5.3 Deliberately misalign the testing method with others' training scenarios to lower the baseline, e.g., inverting RGB channels to sabotage competitors.
5.4 Invent novel evaluation metrics or modify existing ones, such as measuring PSNR on the Y channel while comparing it to RGB measurements.
5.5 Identify trivial yet overlooked scenarios to demonstrate substantial improvements.
5.6 Compare a large model against others' smaller models without reporting their larger counterparts, or compare a model trained for a specific metric against untrained ones.
5.7 Test on different hardware and report the results together.
5.8 For recent large language models, surreptitiously add hints to test prompts, comparing few-shot and zero-shot performance.
5.9 Indirectly overfit to the test set by leaking data or random seeds, or include test samples in upstream pre-training.

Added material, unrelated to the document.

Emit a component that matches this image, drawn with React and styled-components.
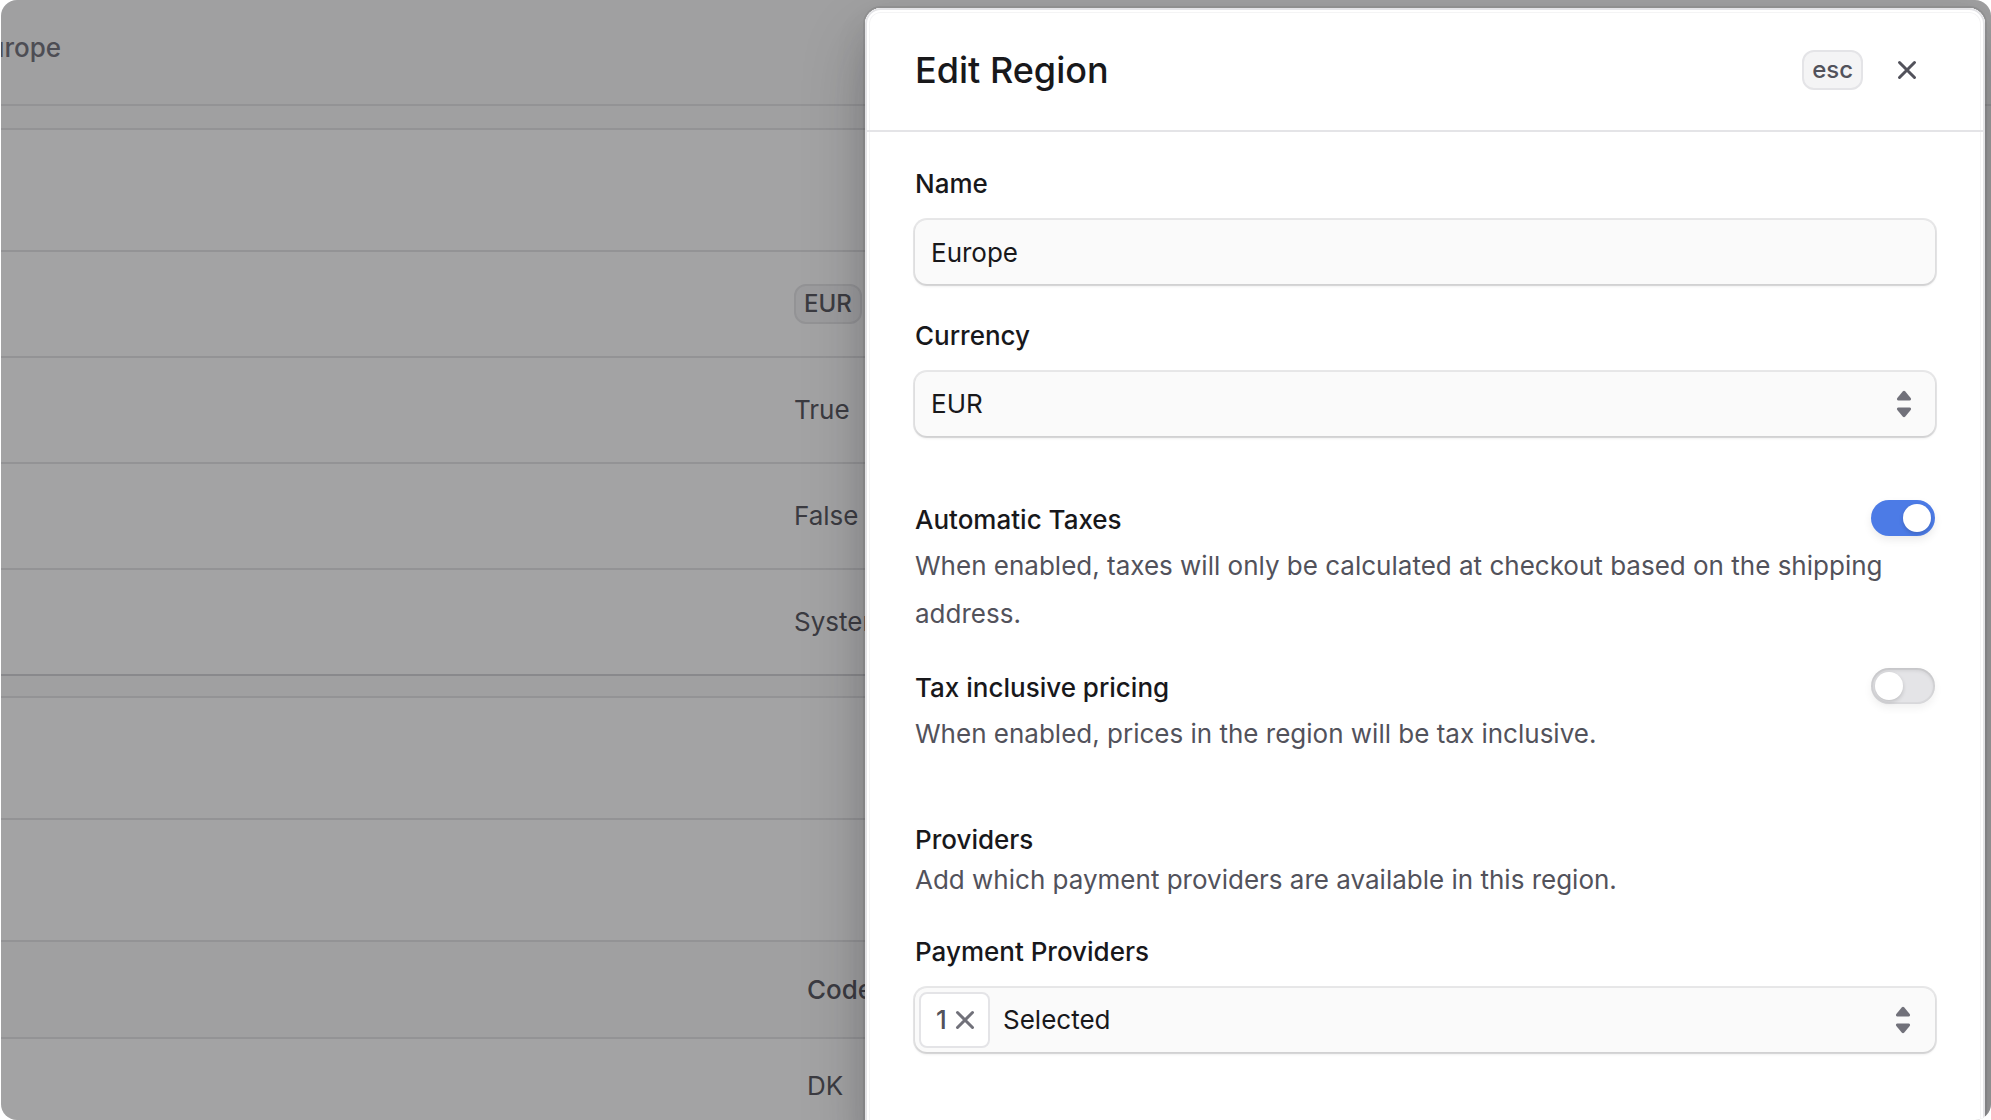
import React, { useState } from 'react';
import styled, { createGlobalStyle } from 'styled-components';

const GlobalStyle = createGlobalStyle`
  *, *::before, *::after {
    box-sizing: border-box;
  }

  body {
    margin: 0;
    background: #ffffff;
    color: #18181b;
    font-family: Inter, 'Liberation Sans', sans-serif;
    font-size: 26px;
    line-height: 40px;
    font-optical-sizing: none;
    -webkit-font-smoothing: antialiased;
  }

  button, input, select {
    margin: 0;
    font: inherit;
    color: inherit;
  }
`;

const Frame = styled.div`
  position: relative;
  height: 100vh;
  margin-left: 1px;
  border-radius: 16px;
  overflow: hidden;
  background: #fafafa;
`;

const TopBar = styled.header`
  display: flex;
  align-items: center;
  height: 106px;
  padding-bottom: 8px;
  border-bottom: 2px solid #e4e4e7;
`;

const Crumb = styled.span`
  display: flex;
  justify-content: flex-end;
  width: 60px;
  overflow: hidden;
  color: #71717a;
  font-weight: 500;
`;

const Page = styled.main`
  display: flex;
  flex-direction: column;
  gap: 20px;
  padding: 22px 32px 0 0;
`;

const Card = styled.section`
  background: #ffffff;
  border-top: 2px solid #e4e4e7;
  border-bottom: 2px solid #d4d4d8;
  color: #52525b;
`;

const CardHeader = styled.div`
  height: 120px;
`;

const Row = styled.div`
  display: grid;
  grid-template-columns: 793px 1fr;
  align-items: center;
  justify-items: start;
  height: 106px;
  border-top: 2px solid #e4e4e7;
`;

const Badge = styled.span`
  padding: 0 8px;
  border: 2px solid #e4e4e7;
  border-radius: 12px;
  background: #f4f4f5;
  color: #52525b;
  font-size: 24px;
  font-weight: 500;
  line-height: 36px;
`;

const Toolbar = styled.div`
  height: 122px;
  border-top: 2px solid #e4e4e7;
`;

const Table = styled.table`
  width: 100%;
  table-layout: fixed;
  border-collapse: collapse;
  text-align: left;

  th, td {
    height: 97px;
    padding: 0;
    border-top: 2px solid #e4e4e7;
  }

  td {
    height: 95px;
  }

  th {
    background: #fafafa;
    font-weight: 500;
  }

  th:first-child {
    width: 806px;
  }
`;

const Overlay = styled.div`
  position: absolute;
  inset: 0;
  background: rgba(24, 24, 27, 0.4);
`;

const Drawer = styled.div`
  position: absolute;
  top: 8px;
  right: 6px;
  bottom: -20px;
  width: 1120px;
  max-width: calc(100% - 12px);
  border-radius: 16px;
  background: #ffffff;
  box-shadow:
    inset 0 0 0 2px #e4e4e7,
    inset 0 0 0 4px #ffffff,
    inset 0 0 0 5px #f4f4f5,
    0 0 0 2px rgba(24, 24, 27, 0.08),
    0 16px 32px rgba(24, 24, 27, 0.1),
    0 32px 64px rgba(24, 24, 27, 0.22);
`;

const DrawerHeader = styled.div`
  display: flex;
  align-items: center;
  justify-content: space-between;
  height: 124px;
  padding: 2px 50px 0;
  border-bottom: 2px solid #e4e4e7;
`;

const Title = styled.h1`
  margin: 0;
  font-size: 36px;
  font-weight: 500;
  line-height: 56px;
`;

const HeaderActions = styled.div`
  display: flex;
  align-items: center;
  gap: 16px;
`;

const Kbd = styled.kbd`
  padding: 0 8px;
  border: 2px solid #e4e4e7;
  border-radius: 12px;
  background: #f4f4f5;
  color: #52525b;
  font-family: inherit;
  font-size: 24px;
  font-weight: 500;
  line-height: 36px;
`;

const IconButton = styled.button`
  display: grid;
  place-items: center;
  width: 56px;
  height: 56px;
  padding: 0;
  border: 0;
  background: transparent;
  color: #52525b;
`;

const Form = styled.form`
  display: flex;
  flex-direction: column;
  gap: 64px;
  padding: 32px 50px;
`;

const Group = styled.div`
  display: flex;
  flex-direction: column;
  gap: 32px;
`;

const Field = styled.div`
  display: flex;
  flex-direction: column;
  gap: 16px;
`;

const Label = styled.label`
  display: block;
  font-weight: 500;
`;

const Heading = styled.h2`
  margin: 0;
  font-size: 26px;
  font-weight: 500;
  line-height: 40px;
`;

const Hint = styled.p`
  margin: 0;
  color: #52525b;
`;

const ControlBase = `
  width: 100%;
  height: 64px;
  border: 0;
  border-radius: 12px;
  background: #fafafa;
  box-shadow:
    0 0 0 2px rgba(24, 24, 27, 0.1),
    0 2px 3px rgba(24, 24, 27, 0.12);
`;

const TextInput = styled.input`
  ${ControlBase}
  padding: 0 16px;
  outline: none;
`;

const SelectWrap = styled.div`
  position: relative;
  display: flex;

  svg {
    position: absolute;
    top: 17px;
    right: 16px;
    pointer-events: none;
  }
`;

const Select = styled.select`
  ${ControlBase}
  appearance: none;
  padding: 0 16px;
  outline: none;
`;

const MultiSelect = styled.div`
  ${ControlBase}
  display: flex;
  align-items: center;
  padding: 4px;
`;

const Chip = styled.button`
  display: flex;
  align-items: center;
  justify-content: center;
  gap: 8px;
  width: 71px;
  height: 56px;
  padding: 0 0 0 2px;
  border: 2px solid #e4e4e7;
  border-radius: 8px;
  background: #ffffff;
  color: #52525b;
  font-weight: 500;

  svg {
    color: #71717a;
  }
`;

const Trigger = styled.button`
  display: flex;
  flex: 1;
  align-items: center;
  justify-content: space-between;
  height: 56px;
  padding: 0 13px;
  border: 0;
  background: transparent;
  text-align: left;
`;

const ToggleRow = styled.div`
  display: flex;
  align-items: flex-start;
  justify-content: space-between;
  gap: 16px;
`;

const ToggleText = styled.div`
  flex: 1;
  margin-bottom: -2px;

  p {
    margin-top: 2px;
    margin-right: -40px;
    line-height: 48px;
  }
`;

const Switch = styled.input`
  appearance: none;
  flex: none;
  width: 64px;
  height: 36px;
  margin: 0;
  padding: 4px;
  border-radius: 18px;
  background: #e4e4e7;
  box-shadow:
    inset 0 0 0 2px rgba(0, 0, 0, 0.04),
    inset 0 2px 4px rgba(0, 0, 0, 0.12),
    0 4px 8px rgba(0, 0, 0, 0.06);

  &::before {
    content: '';
    display: block;
    width: 28px;
    height: 28px;
    border-radius: 50%;
    background: #ffffff;
    box-shadow: 0 2px 4px rgba(0, 0, 0, 0.16);
  }

  &:checked {
    background: #4c7be6;
    box-shadow: 0 4px 8px rgba(0, 0, 0, 0.08);
  }

  &:checked::before {
    margin-left: 28px;
  }
`;

const CrossIcon = () => (
  <svg width="20" height="20" viewBox="0 0 20 20" fill="none" aria-hidden="true">
    <path d="M2.5 2.5l15 15M17.5 2.5l-15 15" stroke="currentColor" strokeWidth="3" strokeLinecap="round" />
  </svg>
);

const UpDownIcon = () => (
  <svg width="30" height="30" viewBox="0 0 30 30" fill="#71717a" aria-hidden="true">
    <path d="M13.7 2.4a1.7 1.7 0 0 1 2.6 0l5.4 6.6c.8 1.1.2 2.5-1.1 2.5H9.4c-1.3 0-1.9-1.4-1.1-2.5z" />
    <path d="M13.7 27.6a1.7 1.7 0 0 0 2.6 0l5.4-6.6c.8-1.1.2-2.5-1.1-2.5H9.4c-1.3 0-1.9 1.4-1.1 2.5z" />
  </svg>
);

const details = ['True', 'False', 'System'];

const Toggle = ({ id, label, hint, defaultChecked }) => {
  const [checked, setChecked] = useState(defaultChecked);

  return (
    <ToggleRow>
      <ToggleText>
        <Label htmlFor={id}>{label}</Label>
        <Hint>{hint}</Hint>
      </ToggleText>
      <Switch
        id={id}
        type="checkbox"
        role="switch"
        checked={checked}
        onChange={(e) => setChecked(e.target.checked)}
      />
    </ToggleRow>
  );
};

const RegionPage = () => (
  <>
    <TopBar>
      <Crumb>Europe</Crumb>
    </TopBar>
    <Page>
      <Card>
        <CardHeader />
        <Row>
          <span />
          <Badge>EUR</Badge>
        </Row>
        {details.map((value) => (
          <Row key={value}>
            <span />
            <span>{value}</span>
          </Row>
        ))}
      </Card>
      <Card>
        <CardHeader />
        <Toolbar />
        <Table>
          <thead>
            <tr>
              <th />
              <th>Code</th>
            </tr>
          </thead>
          <tbody>
            <tr>
              <td />
              <td>DK</td>
            </tr>
          </tbody>
        </Table>
      </Card>
    </Page>
  </>
);

const EditRegion = () => {
  const [name, setName] = useState('Europe');

  return (
    <Drawer role="dialog" aria-labelledby="drawer-title">
      <DrawerHeader>
        <Title id="drawer-title">Edit Region</Title>
        <HeaderActions>
          <Kbd>esc</Kbd>
          <IconButton type="button" aria-label="Close">
            <CrossIcon />
          </IconButton>
        </HeaderActions>
      </DrawerHeader>
      <Form>
        <Group>
          <Field>
            <Label htmlFor="name">Name</Label>
            <TextInput id="name" value={name} onChange={(e) => setName(e.target.value)} />
          </Field>
          <Field>
            <Label htmlFor="currency">Currency</Label>
            <SelectWrap>
              <Select id="currency" defaultValue="EUR">
                <option>EUR</option>
              </Select>
              <UpDownIcon />
            </SelectWrap>
          </Field>
        </Group>
        <Group>
          <Toggle
            id="automatic-taxes"
            label="Automatic Taxes"
            hint="When enabled, taxes will only be calculated at checkout based on the shipping address."
            defaultChecked
          />
          <Toggle
            id="tax-inclusive"
            label="Tax inclusive pricing"
            hint="When enabled, prices in the region will be tax inclusive."
            defaultChecked={false}
          />
        </Group>
        <Group>
          <div>
            <Heading>Providers</Heading>
            <Hint>Add which payment providers are available in this region.</Hint>
          </div>
          <Field>
            <Label htmlFor="providers">Payment Providers</Label>
            <MultiSelect>
              <Chip type="button" aria-label="Clear 1 selected">
                <span>1</span>
                <CrossIcon />
              </Chip>
              <Trigger id="providers" type="button">
                Selected
                <UpDownIcon />
              </Trigger>
            </MultiSelect>
          </Field>
        </Group>
      </Form>
    </Drawer>
  );
};

const App = () => (
  <>
    <GlobalStyle />
    <Frame>
      <RegionPage />
      <Overlay />
      <EditRegion />
    </Frame>
  </>
);

export default App;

5.10 Introduce real-world scenarios or out-of-distribution (OOD) samples to the test set, causing significant drops in baseline performance. Then, apply augmentations or dropout to recover the lost performance, attributing the gains to other factors.
5.11 Use private test sets with subjective human judgment, allowing arbitrary claims of improvement.
5.12 If objective comparisons fail, resort to subjective ones, and if subjective comparisons fail, selectively present favorable results (cherry-picking).
6.1 Replicate someone else's method but rename it entirely.
6.2 Report high performance but only provide a README when asked for the source code.
6.3 Begin writing the paper without conducting experiments, conveniently surpassing the state-of-the-art by a narrow margin.
Reiterating, the above are cautionary examples meant to serve as a guide against deceptive practices.